Marketlive.in brings in Stock Market tutorials explaining the Exchange Traded Funds(ETF). The tutorial explains in simple terms how ETFs work, what are the costs involved in it and how one can invest in an ETF.
What is an ETF ?
ETF stands for Exchange Traded Fund . ETF is a fund that is traded in a Stock Market, exactly like a stock/share. People can buy and sell ETFs similar to trading in stocks in a stock market.
Basically, ETF is a fund that can track an underlying instrument. The underlying instruments could be commodities (like Gold, Oil etc.), stocks, stock market indices, currencies, bonds and so on. The fund owns these underlying assets. This ownership is thus shared among the buyers of the ETF. Similar to a stock, the ETF holders are entitled for a share of profit arising out of these underlying assets.
What is the difference between ETF and Mutual Fund ? ?
Similar to an ETF, a mutual fund is also a fund managed by a fund agency. A mutual fund will also have underlying assets such as the stocks, bonds and so on.
However a mutual fund will not be traded in the Stock market on a daily basis. An ETF will be traded daily in the stock market just like any other stock. So the price variations of one unit of the ETF might be significant as it gets traded in the exchange. For a mutual fund, the Net Asset Value (NAV) is calculated only at the end of the day. The NAV for a mutual fund will vary depending on the variations in the prices of the underlying assets during that day.
Some of the mutual funds impose a minimum amount to be invested in the fund. However there is no such limitation when it comes to an ETF. The minimum amount you have to invest is the amount required for buying a single unit of the ETF in the stock market.
Also Mutual funds might impose Entry and Exit loads. Most of the ETFs do not have such loads. However in case of an ETF, you will be required to pay the Brokerage amount to your Stock broker, similar to what you pay when you purchase stocks.
How to buy and sell ETF?
ETFs can be bought and sold very similar to the stocks that are traded in the Stock market. One can place a buy order for buying ETF units using the same terminal that is used for trading stocks. Very similar to the stocks, buying ETF units will require you to pay the brokerage to your stock broker.
What is the cost involved in ETF ?
Every ETF will have certain costs associated with it. These include the Management Expense Ratio, Operational Expenses and Brokerage amount. Management Expense Ratio is explained in detail in the below section. Operational expense is the expense that the fund incurs for various operational activities such as compliance with the regulation bodies, fees paid to the board of governors of the fund etc. Brokerage is the amount that you pay as commission to your stock broker when you buy or sell an ETF unit in the stock market.

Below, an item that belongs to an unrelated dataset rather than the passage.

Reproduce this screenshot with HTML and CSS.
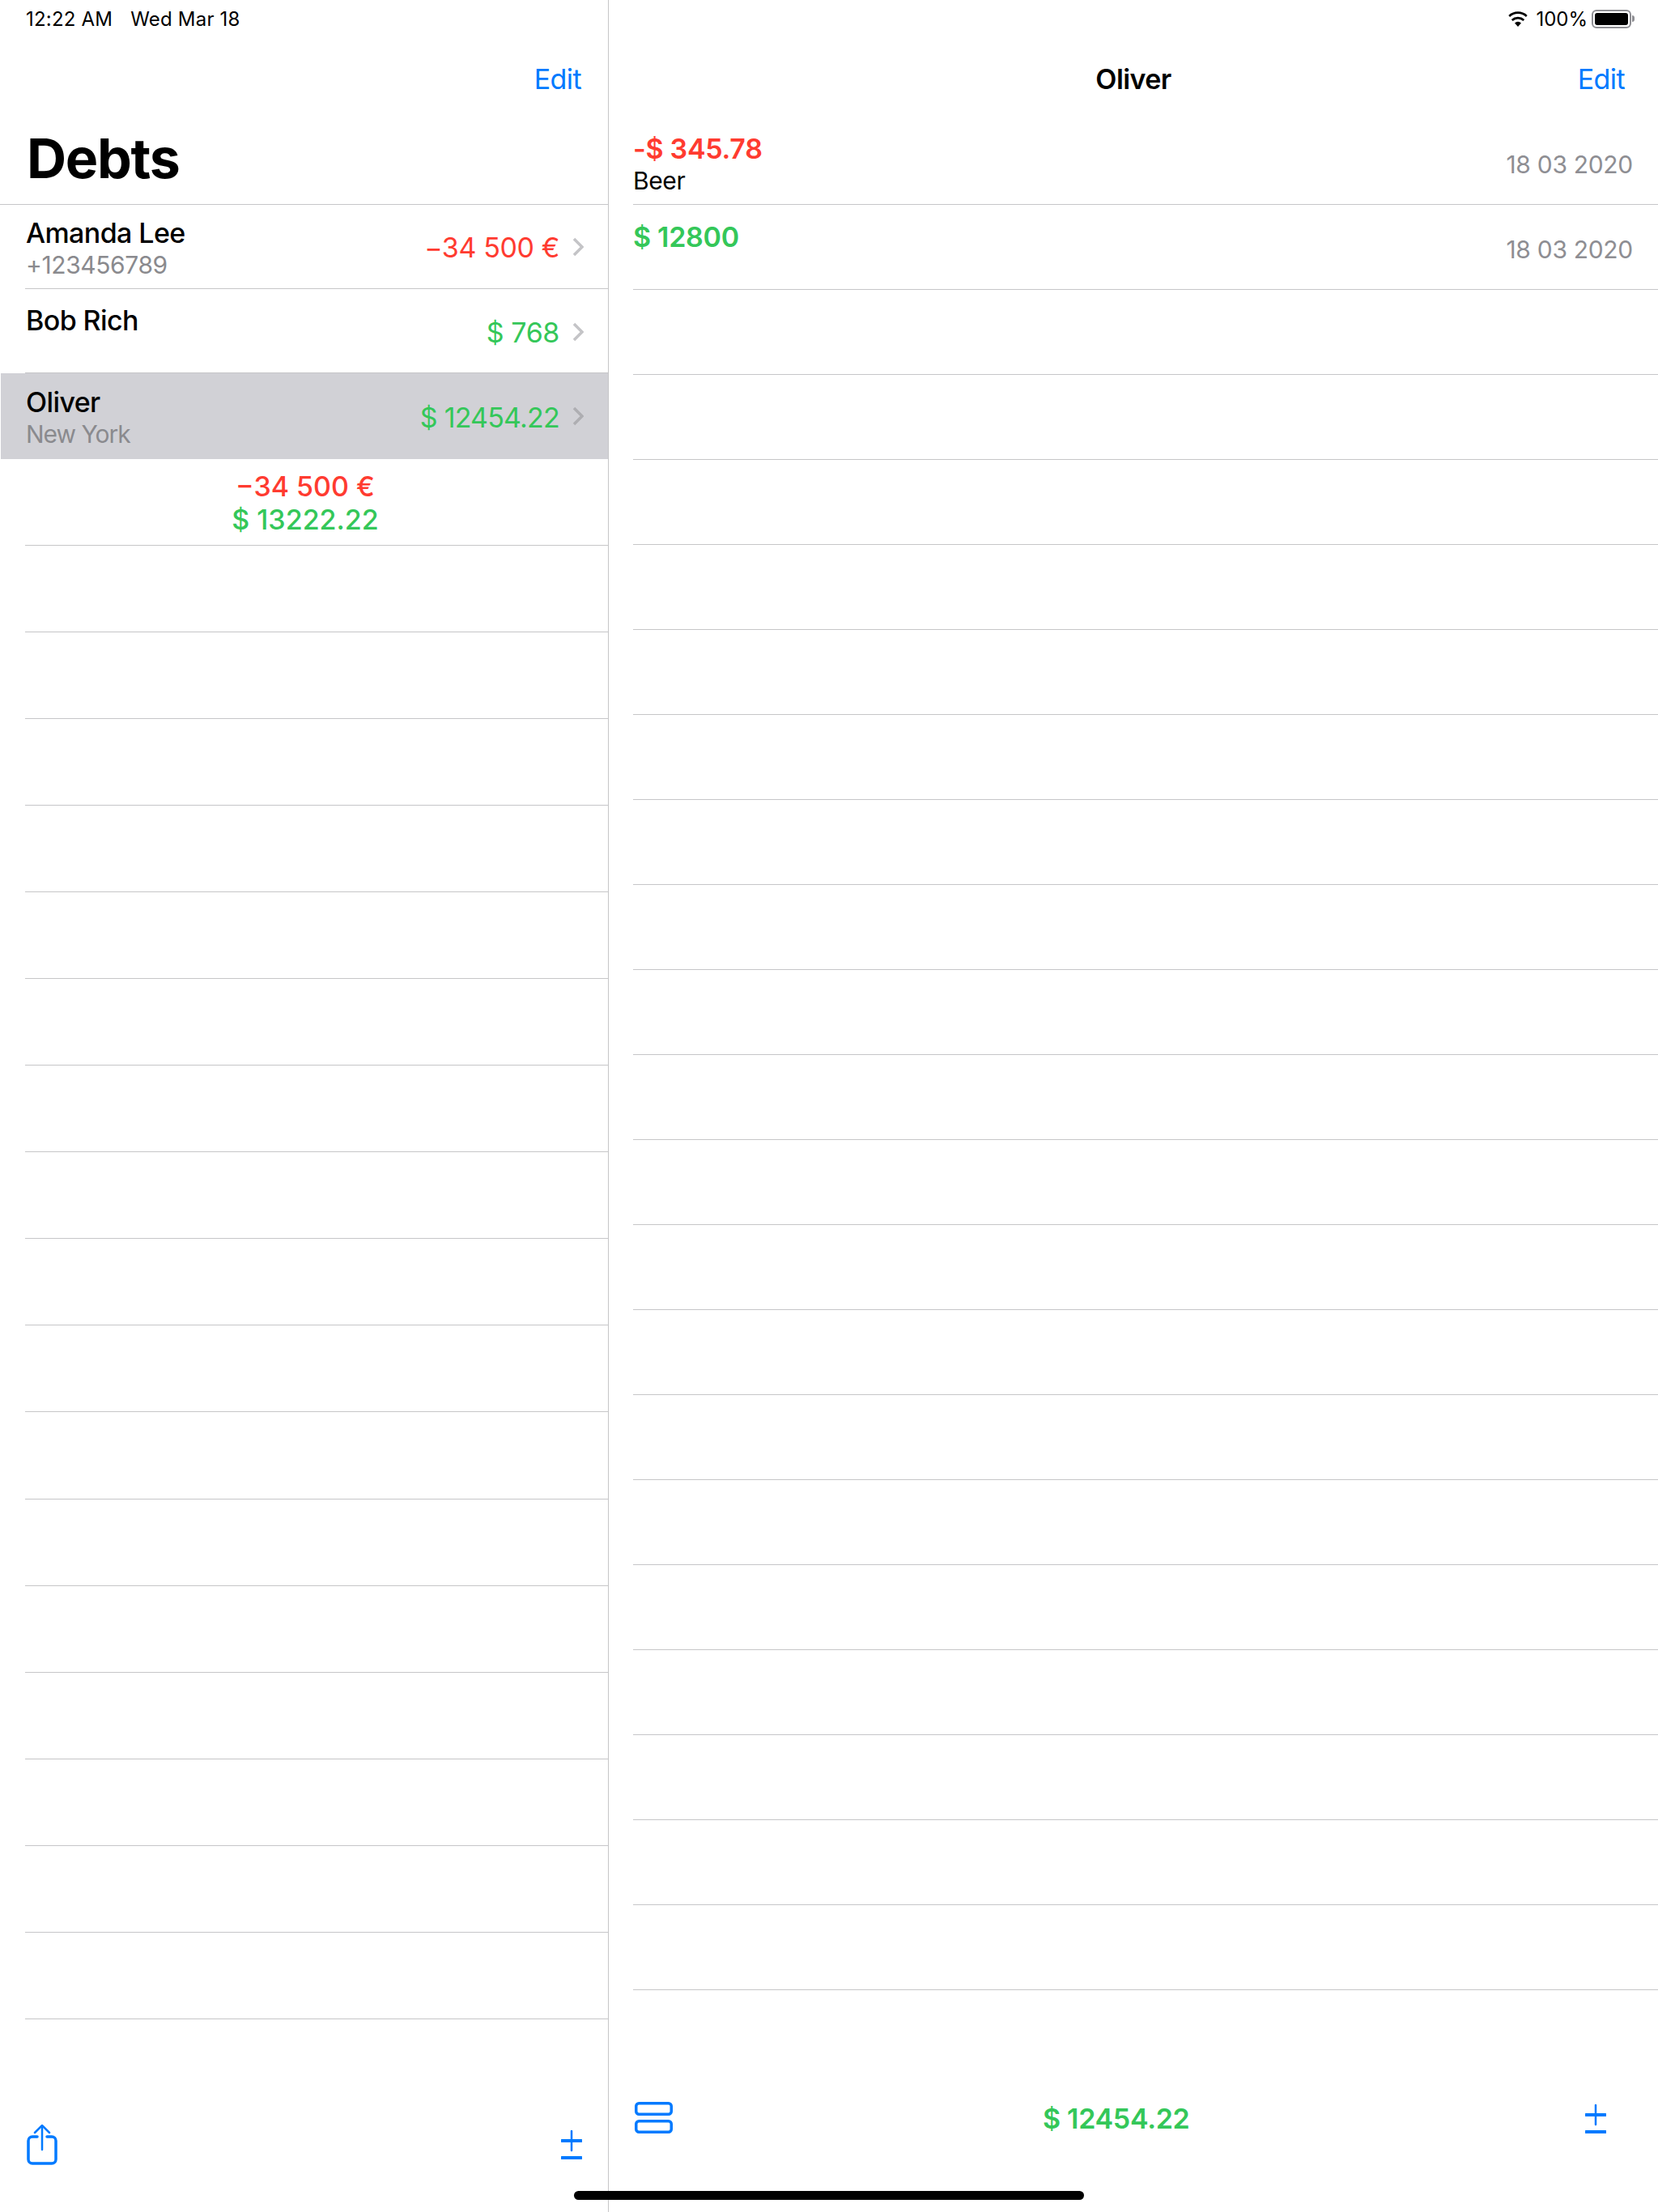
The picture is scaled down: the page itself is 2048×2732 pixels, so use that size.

What is the Expense ratio in ETF ?
Expense ratio is also sometimes called as Management expense ratio. For an ETF, it is the portion of the fund’s average net assets that will be paid out of the fund each year to cover the costs of managing the fund. It includes the management fee paid to the Fund manager.
The expense ratio is the major component which will vary the price of a single unit of ETF among various funds, even if the underlying assets of all these funds are the same. For example in case of Gold ETFs, although all the funds represent the same underlying asset (roughly equivalent to 1gm of Gold), the price of each fund unit will vary, depending on the expense ratio of that particular fund.